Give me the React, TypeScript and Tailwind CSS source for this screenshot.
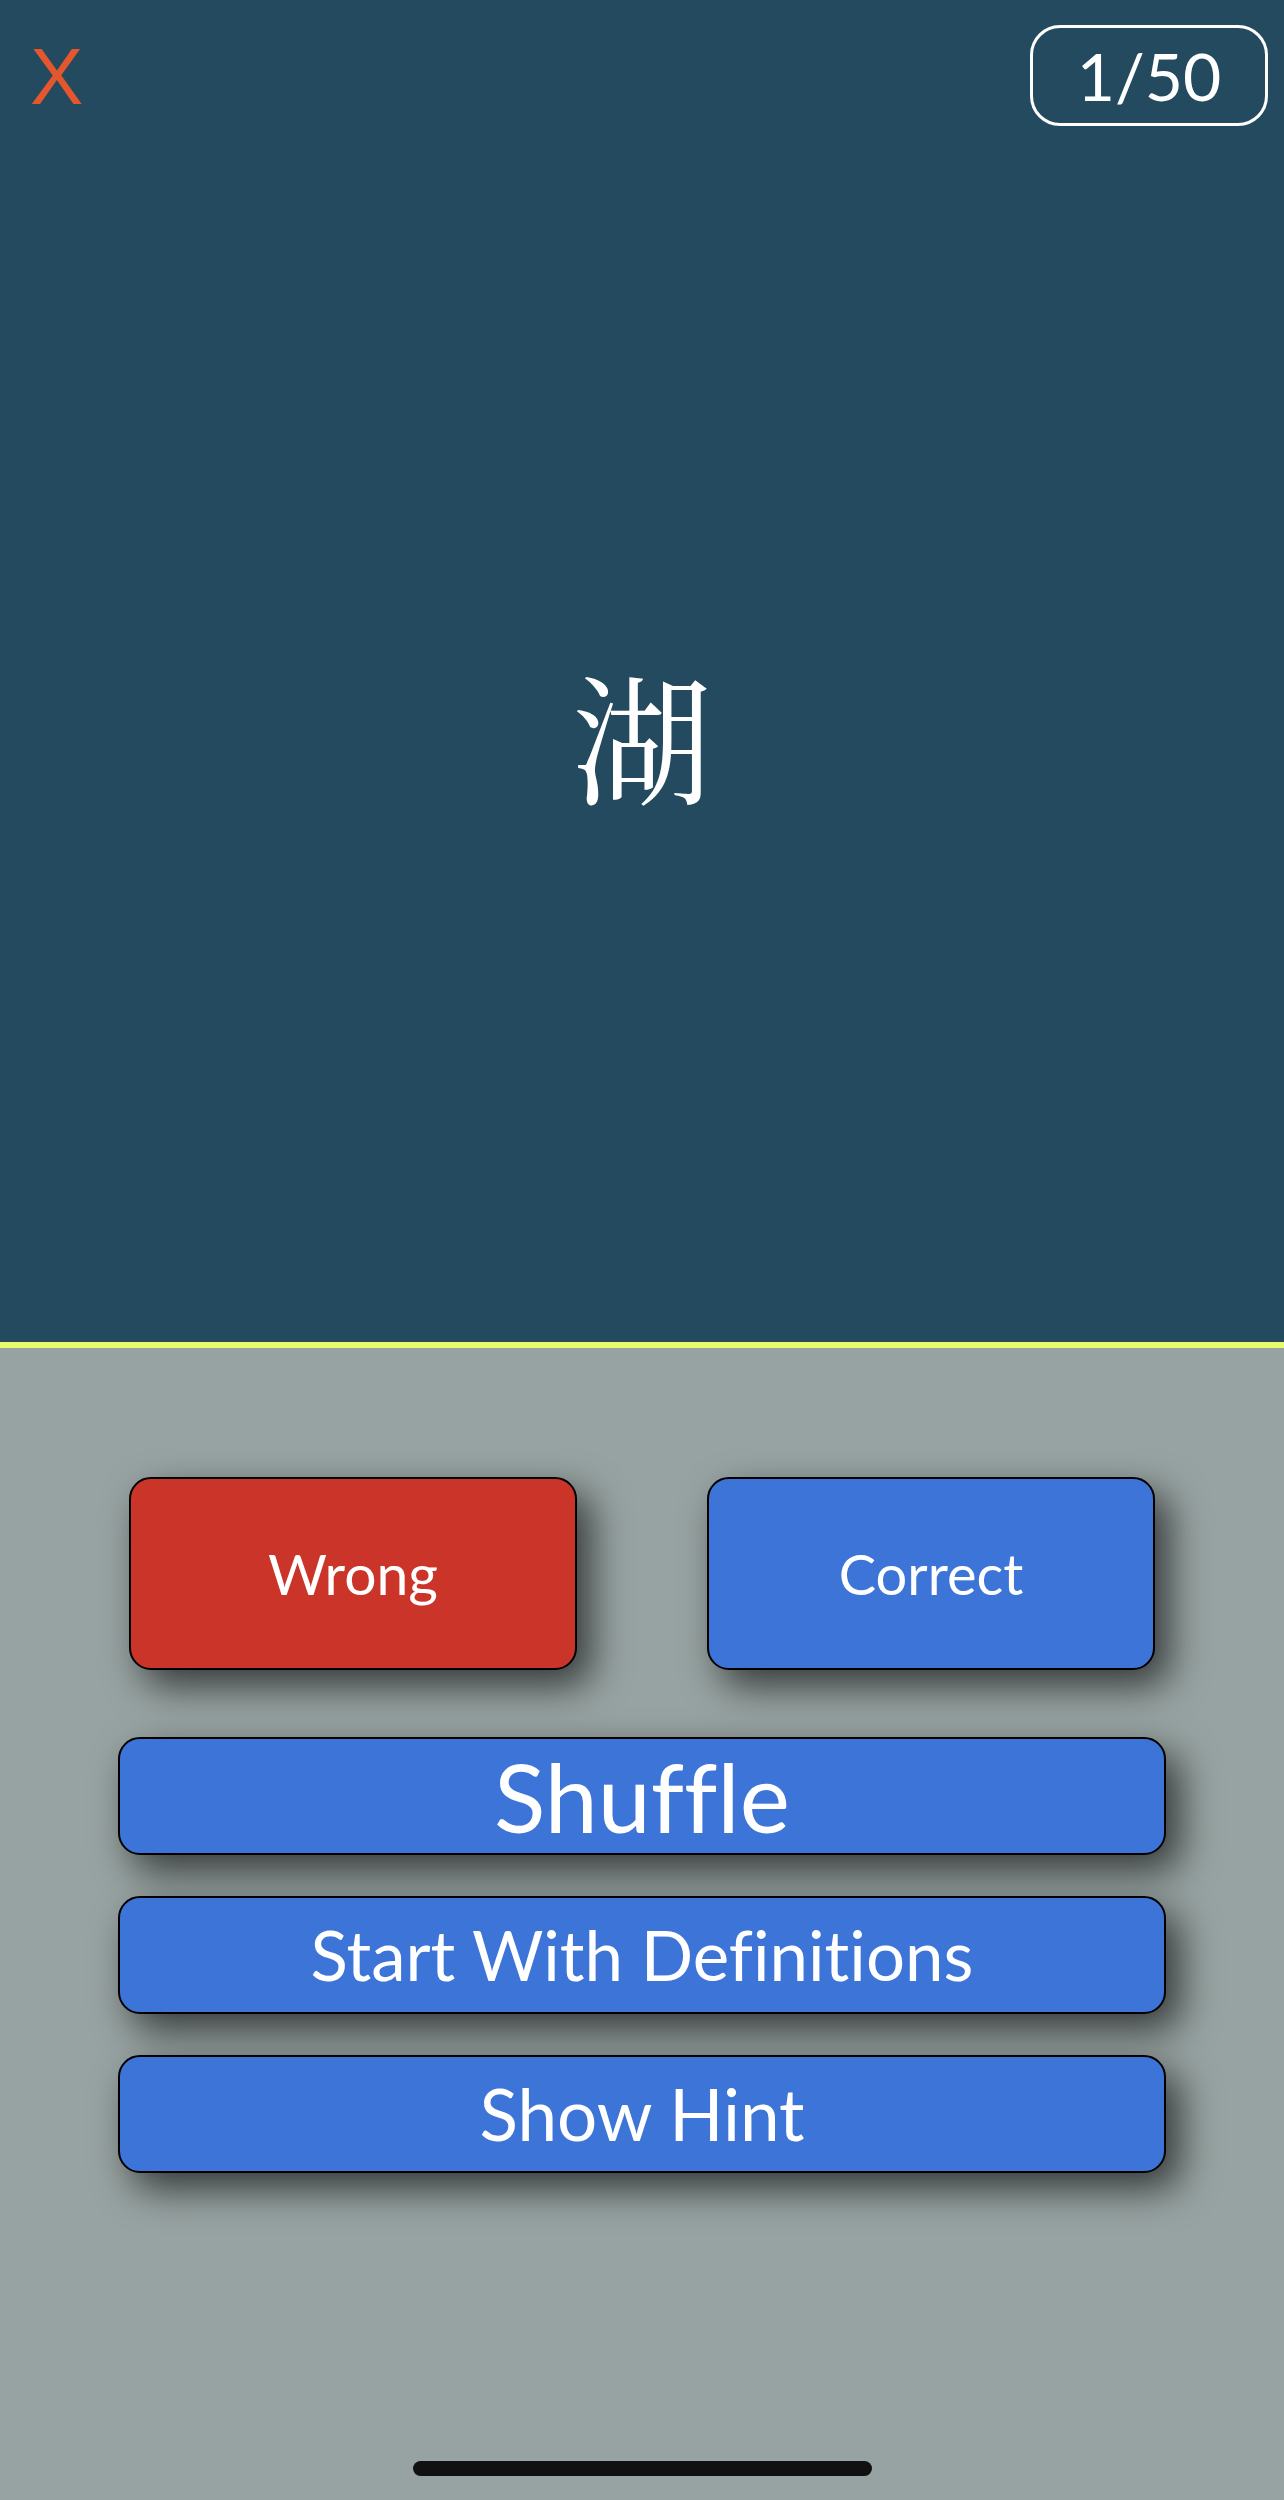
import React from 'react';

const latin = "font-['Lato','Open_Sans',sans-serif]";
const shadow = 'shadow-[14px_16px_38px_rgba(0,0,0,0.65)]';

function BigButton({ label, size }: { label: string; size: string }) {
  return (
    <button
      className={`w-full h-[118px] bg-[#3d74d8] border-2 border-black rounded-[22px] text-white flex items-center justify-center [font-variant-ligatures:none] ${shadow} ${size}`}
    >
      {label}
    </button>
  );
}

export default function App() {
  return (
    <div className={`w-[1284px] h-[2500px] flex flex-col bg-[#97a3a2] ${latin}`}>
      {/* Card */}
      <div className="h-[1342px] bg-[#234a5e] flex flex-col">
        <div className="h-[150px] flex justify-between items-start pt-[25px] pl-[30px] pr-[16px]">
          <button className="text-[#e4572e] text-[80px] leading-none font-['Liberation_Sans',sans-serif] font-light mt-[12px]">
            X
          </button>
          <div className="w-[238px] h-[101px] border-[3px] border-white rounded-[30px] flex items-center justify-center text-white text-[66px] leading-none">
            1/50
          </div>
        </div>
        <div className="flex-1 flex items-center justify-center pb-[24px]">
          <span className="text-white text-[140px] leading-none font-['Noto_Serif_CJK_SC','Noto_Sans_CJK_SC',serif]">
            湖
          </span>
        </div>
      </div>
      <div className="h-[6px] bg-[#e6fa6c]" />

      {/* Controls */}
      <div className="flex-1 flex flex-col relative">
        <div className="flex justify-between px-[129px] pt-[129px]">
          <button className={`w-[448px] h-[193px] bg-[#cb3428] border-2 border-black rounded-[22px] text-white text-[57px] ${shadow}`}>
            Wrong
          </button>
          <button className={`w-[448px] h-[193px] bg-[#3d74d8] border-2 border-black rounded-[22px] text-white text-[56px] ${shadow}`}>
            Correct
          </button>
        </div>
        <div className="flex flex-col gap-[41px] px-[118px] mt-[67px]">
          <BigButton label="Shuffle" size="text-[95px]" />
          <BigButton label="Start With Definitions" size="text-[69px]" />
          <BigButton label="Show Hint" size="text-[71px]" />
        </div>
        <div className="mt-auto mb-[24px] mx-auto w-[459px] h-[15px] rounded-full bg-[#111111]" />
      </div>
    </div>
  );
}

======

_To be done_:
Set the data above down again exactly as given, with no pictures.

_Reply_:
Give me the React, TypeScript and Tailwind CSS source for this screenshot.
import React from 'react';

const latin = "font-['Lato','Open_Sans',sans-serif]";
const shadow = 'shadow-[14px_16px_38px_rgba(0,0,0,0.65)]';

function BigButton({ label, size }: { label: string; size: string }) {
  return (
    <button
      className={`w-full h-[118px] bg-[#3d74d8] border-2 border-black rounded-[22px] text-white flex items-center justify-center [font-variant-ligatures:none] ${shadow} ${size}`}
    >
      {label}
    </button>
  );
}

export default function App() {
  return (
    <div className={`w-[1284px] h-[2500px] flex flex-col bg-[#97a3a2] ${latin}`}>
      {/* Card */}
      <div className="h-[1342px] bg-[#234a5e] flex flex-col">
        <div className="h-[150px] flex justify-between items-start pt-[25px] pl-[30px] pr-[16px]">
          <button className="text-[#e4572e] text-[80px] leading-none font-['Liberation_Sans',sans-serif] font-light mt-[12px]">
            X
          </button>
          <div className="w-[238px] h-[101px] border-[3px] border-white rounded-[30px] flex items-center justify-center text-white text-[66px] leading-none">
            1/50
          </div>
        </div>
        <div className="flex-1 flex items-center justify-center pb-[24px]">
          <span className="text-white text-[140px] leading-none font-['Noto_Serif_CJK_SC','Noto_Sans_CJK_SC',serif]">
            湖
          </span>
        </div>
      </div>
      <div className="h-[6px] bg-[#e6fa6c]" />

      {/* Controls */}
      <div className="flex-1 flex flex-col relative">
        <div className="flex justify-between px-[129px] pt-[129px]">
          <button className={`w-[448px] h-[193px] bg-[#cb3428] border-2 border-black rounded-[22px] text-white text-[57px] ${shadow}`}>
            Wrong
          </button>
          <button className={`w-[448px] h-[193px] bg-[#3d74d8] border-2 border-black rounded-[22px] text-white text-[56px] ${shadow}`}>
            Correct
          </button>
        </div>
        <div className="flex flex-col gap-[41px] px-[118px] mt-[67px]">
          <BigButton label="Shuffle" size="text-[95px]" />
          <BigButton label="Start With Definitions" size="text-[69px]" />
          <BigButton label="Show Hint" size="text-[71px]" />
        </div>
        <div className="mt-auto mb-[24px] mx-auto w-[459px] h-[15px] rounded-full bg-[#111111]" />
      </div>
    </div>
  );
}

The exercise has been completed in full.